Showing posts with label bicycles for people in need. Show all posts
Showing posts with label bicycles for people in need. Show all posts

26 December 2022

I'm Canadian. Really I Am... Je Suis Canadienne. Vraiement!

 It's the day after Christmas.  Most schools, colleges and universities are closed, and will be for the rest of this week, as is the custom for the week between Christmas and New Year's Day.

Here in the US, banks, post offices and many workplaces are closed.  I claim some responsibility for that.  You see, I am really Canadian.  Really, I am: Je suis canadienne. (Is there a gender-neutral term for "Canadian" in French?) Today is a holiday in the Great North, and in Jamaica, Australia and, of course, the UK.  

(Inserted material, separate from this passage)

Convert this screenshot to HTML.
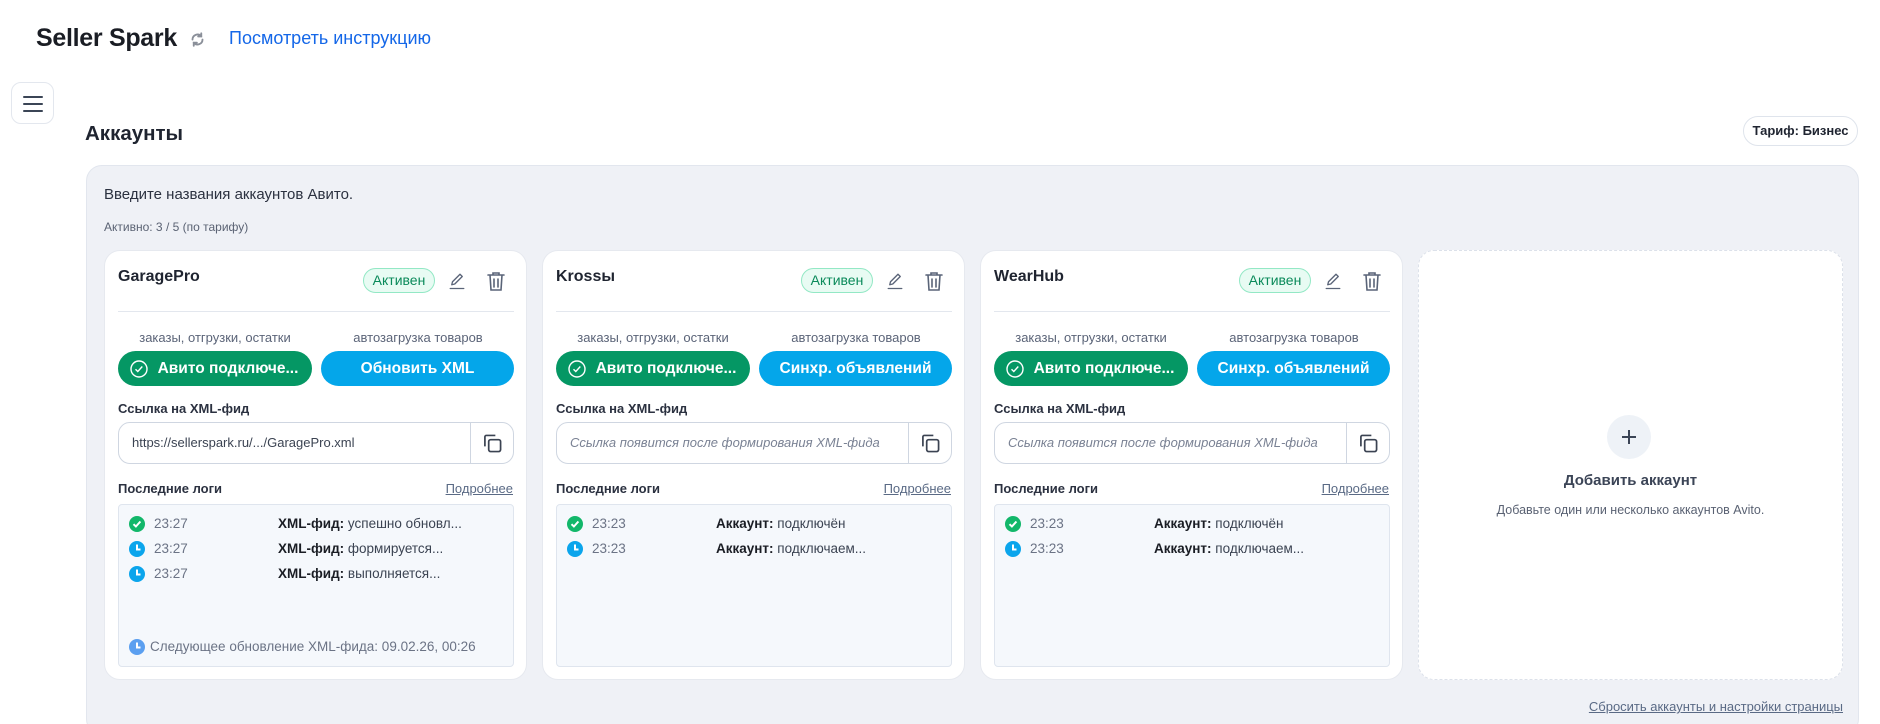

In other words, it's celebrated just about everywhere English is spoken--except for the US. When we declared our independence from the Crown, it seems that we tried to break every one of His/Her Majesty's customs and traditions--except, of course, for speaking English.  But we altered the meanings and usage of many words, and the conventions of speech of writing, to the point that George Bernard Shaw once quipped that America and England are separated by a common language.

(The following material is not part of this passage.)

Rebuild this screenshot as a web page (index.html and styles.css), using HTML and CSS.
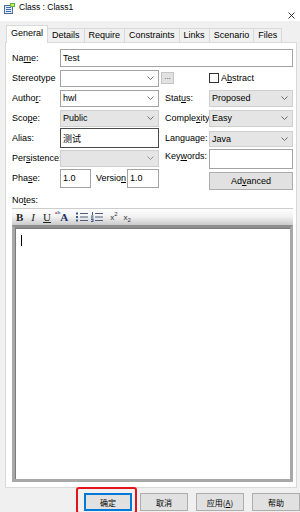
FILE: index.html
```html
<!DOCTYPE html>
<html>
<head>
<meta charset="utf-8">
<link rel="stylesheet" href="styles.css">
</head>
<body>
<div class="titlebar">
  <svg class="app-icon" width="11" height="11" viewBox="0 0 11 11">
    <rect x="0.5" y="2.5" width="8" height="8" fill="#e4eaf2" stroke="#4d6c9c"/>
    <rect x="2" y="4" width="5" height="1" fill="#3a6fc0"/>
    <rect x="2" y="6" width="5" height="1" fill="#3a6fc0"/>
    <rect x="2" y="8" width="5" height="1" fill="#3a6fc0"/>
    <rect x="6" y="0" width="5" height="4" fill="#5cb84a"/>
    <rect x="7" y="1" width="3" height="2" fill="#d6e85a"/>
  </svg>
  <span class="title">Class : Class1</span>
  <svg class="close" width="7" height="7" viewBox="0 0 7 7">
    <path d="M0.5 0.5 L6.5 6.5 M6.5 0.5 L0.5 6.5" stroke="#222" stroke-width="0.9" fill="none"/>
  </svg>
</div>

<div class="tabs">
  <div class="tab active">General</div>
  <div class="tab">Details</div>
  <div class="tab">Require</div>
  <div class="tab">Constraints</div>
  <div class="tab">Links</div>
  <div class="tab">Scenario</div>
  <div class="tab">Files</div>
</div>

<div class="panel">
  <div class="form">
    <div class="lbl r1">Na<u>m</u>e:</div>
    <div class="field r1 c-name">Test</div>

    <div class="lbl r2">Stereotype</div>
    <div class="field combo r2 c2"><span class="val"></span><svg class="chev" width="7" height="4" viewBox="0 0 7 4"><polyline points="0.5,0.5 3.5,3.5 6.5,0.5" fill="none" stroke="#606060" stroke-width="0.9"/></svg></div>
    <div class="r2 c34 dots-cell"><div class="dots">...</div></div>
    <div class="r2 c5 abstract"><span class="chk"></span><span>A<u>b</u>stract</span></div>

    <div class="lbl r3">Autho<u>r</u>:</div>
    <div class="field combo r3 c2"><span class="val">hwl</span><svg class="chev" width="7" height="4" viewBox="0 0 7 4"><polyline points="0.5,0.5 3.5,3.5 6.5,0.5" fill="none" stroke="#606060" stroke-width="0.9"/></svg></div>
    <div class="lbl r3 c4">Stat<u>u</u>s:</div>
    <div class="field combo ro r3 c5"><span class="val">Proposed</span><svg class="chev" width="7" height="4" viewBox="0 0 7 4"><polyline points="0.5,0.5 3.5,3.5 6.5,0.5" fill="none" stroke="#606060" stroke-width="0.9"/></svg></div>

    <div class="lbl r4">Sco<u>p</u>e:</div>
    <div class="field combo ro r4 c2"><span class="val">Public</span><svg class="chev" width="7" height="4" viewBox="0 0 7 4"><polyline points="0.5,0.5 3.5,3.5 6.5,0.5" fill="none" stroke="#606060" stroke-width="0.9"/></svg></div>
    <div class="lbl r4 c4">Comple<u>x</u>ity</div>
    <div class="field combo ro r4 c5"><span class="val">Easy</span><svg class="chev" width="7" height="4" viewBox="0 0 7 4"><polyline points="0.5,0.5 3.5,3.5 6.5,0.5" fill="none" stroke="#606060" stroke-width="0.9"/></svg></div>

    <div class="lbl r5">Alias:</div>
    <div class="field alias r5 c2">测试</div>
    <div class="lbl r5 c4">Language:</div>
    <div class="field combo ro r5 c5 lang"><span class="val">Java</span><svg class="chev" width="7" height="4" viewBox="0 0 7 4"><polyline points="0.5,0.5 3.5,3.5 6.5,0.5" fill="none" stroke="#606060" stroke-width="0.9"/></svg></div>

    <div class="lbl r6">Per<u>s</u>istence:</div>
    <div class="field combo ro dis r6 c2"><span class="val"></span><svg class="chev" width="7" height="4" viewBox="0 0 7 4"><polyline points="0.5,0.5 3.5,3.5 6.5,0.5" fill="none" stroke="#8a8a8a" stroke-width="0.9"/></svg></div>
    <div class="lbl r6 c4 kw-lbl">Key<u>w</u>ords:</div>
    <div class="field kw r6 c5"></div>

    <div class="lbl r7">Pha<u>s</u>e:</div>
    <div class="r7 c2 phase-cell">
      <div class="field phase">1.0</div>
      <div class="ver-lbl"><span>Versio<u>n</u></span></div>
      <div class="field version">1.0</div>
    </div>
    <div class="r7 c5 adv">Ad<u>v</u>anced</div>
  </div>

  <div class="notes-lbl">No<u>t</u>es:</div>
  <div class="toolbar">
    <span class="tb tb-b">B</span>
    <span class="tb tb-i">I</span>
    <span class="tb tb-u">U</span>
    <span class="tb tb-a"><span class="fa-s"><span class="fa-s1">a</span><span class="fa-s2">b</span></span><span class="fa-big">A</span></span>
    <svg class="tb tb-ul" width="12" height="10" viewBox="0 0 12 10">
      <rect x="0" y="0.5" width="2" height="2" fill="#3a5a8c"/>
      <rect x="0" y="4" width="2" height="2" fill="#3a5a8c"/>
      <rect x="0" y="7.5" width="2" height="2" fill="#3a5a8c"/>
      <rect x="4" y="1" width="8" height="1" fill="#50607a"/>
      <rect x="4" y="4.5" width="8" height="1" fill="#50607a"/>
      <rect x="4" y="8" width="8" height="1" fill="#50607a"/>
    </svg>
    <svg class="tb tb-ol" width="12" height="10" viewBox="0 0 12 10">
      <rect x="1" y="0" width="1" height="3" fill="#3a5a8c"/>
      <rect x="0" y="3.5" width="2.5" height="1" fill="#3a5a8c"/>
      <rect x="0.5" y="4.5" width="1" height="1" fill="#3a5a8c"/>
      <rect x="0" y="5.5" width="2.5" height="1" fill="#3a5a8c"/>
      <rect x="0" y="7" width="2.5" height="1" fill="#3a5a8c"/>
      <rect x="1.5" y="8" width="1" height="1" fill="#3a5a8c"/>
      <rect x="0" y="9" width="2.5" height="1" fill="#3a5a8c"/>
      <rect x="4" y="1" width="8" height="1" fill="#50607a"/>
      <rect x="4" y="4.5" width="8" height="1" fill="#50607a"/>
      <rect x="4" y="8" width="8" height="1" fill="#50607a"/>
    </svg>
    <span class="tb tb-sup">x<span class="sup">2</span></span>
    <span class="tb tb-sub">x<span class="sub">2</span></span>
  </div>
  <div class="editor"><span class="caret"></span></div>
</div>

<div class="buttons">
  <div class="btn default">确定</div>
  <div class="btn">取消</div>
  <div class="btn">应用(<u>A</u>)</div>
  <div class="btn">帮助</div>
</div>
<div class="mark"></div>
</body>
</html>
```

FILE: styles.css
```css
body {
  margin: 0;
  width: 300px;
  height: 512px;
  overflow: hidden;
  position: relative;
  background: #f0f0f0;
  font-family: "Liberation Sans", Arial, "Noto Sans CJK SC", sans-serif;
  font-size: 9px;
  color: #000;
}

.titlebar {
  height: 21px;
  background: #fff;
  display: flex;
  align-items: flex-start;
}
.app-icon { margin: 3px 0 0 4px; }
.title {
  margin: 2px 0 0 4px;
  font-size: 8.5px;
  line-height: 11px;
  color: #000;
}
.close { margin: 12px 5px 0 auto; }

.tabs {
  display: flex;
  align-items: flex-end;
  height: 18px;
  margin: 4px 0 0 6px;
  position: relative;
  z-index: 1;
}
.tab {
  height: 14px;
  box-sizing: border-box;
  padding: 0 4px;
  margin-left: -1px;
  margin-bottom: 1px;
  border: 1px solid #d9d9d9;
  border-bottom: none;
  background: #f0f0f0;
  line-height: 12px;
  white-space: nowrap;
}
.tab.active {
  height: 18px;
  margin-left: 0;
  margin-bottom: 0;
  background: #fff;
  line-height: 15px;
}

.panel {
  margin: -1px 0 0 5px;
  width: 292px;
  height: 446px;
  box-sizing: border-box;
  border: 1px solid #d9d9d9;
  background: #fff;
  padding: 5px 3px 5px 6px;
  display: flex;
  flex-direction: column;
}

.form {
  display: grid;
  grid-template-columns: 48px 99px 6px 44px 84px;
  grid-auto-rows: 20px;
  align-items: center;
}
.r1 { grid-row: 1; }
.r2 { grid-row: 2; }
.r3 { grid-row: 3; }
.r4 { grid-row: 4; }
.r5 { grid-row: 5; }
.r6 { grid-row: 6; }
.r7 { grid-row: 7; }
.lbl { grid-column: 1; white-space: nowrap; line-height: 12px; }
.lbl.c4 { grid-column: 4; overflow: hidden; }
.c2 { grid-column: 2; }
.c34 { grid-column: 3 / 5; }
.c5 { grid-column: 5; }
.c-name { grid-column: 2 / 6; }

.field {
  box-sizing: border-box;
  height: 18px;
  border: 1px solid #a3a3a3;
  background: #fff;
  padding-left: 2px;
  display: flex;
  align-items: center;
  white-space: nowrap;
}
.combo { height: 17px; }
.combo .val { flex: 1; }
.chev { margin-right: 4px; }
.combo.ro {
  background: #e5e5e5;
  border-color: #cfcfcf;
}
.alias {
  height: 20px;
  border-color: #4a4a4a;
  font-family: "Noto Sans CJK SC", sans-serif;
  font-size: 9px;
}
.lang { height: 16px; margin-top: 1px; }
.kw { height: 20px; margin-top: 1px; }
.kw-lbl { margin-top: -4px; }

.dots-cell { display: flex; }
.dots {
  margin-left: 2px;
  width: 13px;
  height: 12px;
  box-sizing: border-box;
  border: 1px solid #c4c4c4;
  background: #e1e1e1;
  font-size: 8px;
  line-height: 8px;
  text-align: center;
  color: #333;
}
.abstract { display: flex; align-items: center; gap: 2px; }
.chk {
  width: 10px;
  height: 10px;
  box-sizing: border-box;
  border: 1px solid #333;
  background: #fff;
}

.phase-cell { display: flex; align-items: center; }
.phase { width: 31px; height: 19px; }
.ver-lbl {
  width: 36px;
  overflow: hidden;
  display: flex;
  justify-content: flex-end;
  padding-right: 1px;
  box-sizing: border-box;
}
.ver-lbl span { white-space: nowrap; }
.version { width: 32px; height: 19px; }

.adv {
  align-self: start;
  margin-top: 4px;
  height: 18px;
  box-sizing: border-box;
  border: 1px solid #adadad;
  background: #e1e1e1;
  display: flex;
  align-items: center;
  justify-content: center;
}

.notes-lbl {
  margin-top: 6px;
  line-height: 12px;
}

.toolbar {
  margin-top: 2px;
  height: 17px;
  box-sizing: border-box;
  border-top: 1px solid #cdcdcd;
  background: linear-gradient(#fefefe, #f3f3f3 45%, #cbcbcb);
  display: flex;
  align-items: center;
  font-family: "Liberation Serif", "Times New Roman", serif;
  font-size: 11px;
  color: #222;
}
.tb { display: block; }
.tb-b { margin-left: 4px; font-weight: bold; }
.tb-i { margin-left: 8px; font-style: italic; }
.tb-u { margin-left: 8px; text-decoration: underline; }
.tb-a {
  margin-left: 4px;
  display: flex;
  align-items: flex-start;
}
.fa-s {
  display: flex;
  font-size: 5px;
  line-height: 6px;
  font-weight: bold;
  margin-top: -1px;
}
.fa-s1 { color: #d03030; }
.fa-s2 { color: #2f6fd0; }
.fa-big {
  font-weight: bold;
  color: #1b2f6a;
  line-height: 12px;
}
.tb-ul { margin-left: 8px; }
.tb-ol { margin-left: 3px; }
.tb-sup, .tb-sub {
  font-family: "Liberation Sans", Arial, sans-serif;
  font-size: 8px;
  color: #333;
  position: relative;
}
.tb-sup { margin-left: 7px; }
.tb-sub { margin-left: 6px; }
.sup { font-size: 6px; position: relative; top: -4px; }
.sub { font-size: 6px; position: relative; top: 2px; }

.editor {
  flex: 1;
  box-sizing: border-box;
  border: 3px solid #a8a8a8;
  border-top-color: #8e8e8e;
  box-shadow: inset 1px 1px 0 #7a7a7a;
  background: #fff;
  padding: 7px 0 0 6px;
}
.caret {
  display: block;
  width: 1px;
  height: 11px;
  background: #000;
}

.buttons {
  display: flex;
  gap: 8px;
  margin: 5px 0 0 84px;
}
.btn {
  flex: none;
  width: 48px;
  height: 18px;
  box-sizing: border-box;
  border: 1px solid #adadad;
  background: #e1e1e1;
  display: flex;
  align-items: center;
  justify-content: center;
  font-family: "Noto Sans CJK SC", sans-serif;
  font-size: 8px;
  white-space: nowrap;
}
.btn.default {
  border-color: #0078d7;
  box-shadow: inset 0 0 0 1px #0078d7;
}

.mark {
  position: absolute;
  left: 76px;
  top: 487px;
  width: 61px;
  height: 27px;
  box-sizing: border-box;
  border: 2px solid #e3141b;
  border-radius: 3px;
}
```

Today things are closed in the US mainly because it's Monday and Federal law says that if certain holidays fall on a weekend, the subsequent Monday is a holiday.  

But I'm going to allow myself to think that we're really celebrating Boxing Day because, well, why shouldn't we?  According to some sources, this holiday originated with upper-class families who sent their help--who, of course, worked on Christmas Day--home with boxes of gifts and food for their families.  Other sources say that it was simply a day of charity, when boxes were given to the poor.

Today, of course, few people in any of the countries that observe this holiday think about those origins.  But many people--some of whom, like Moses and Ann Mathis,  I've mentioned on this blog--keep up with the tradition in their own ways: They collect and, sometimes, repair bikes that go to children who might not otherwise get them.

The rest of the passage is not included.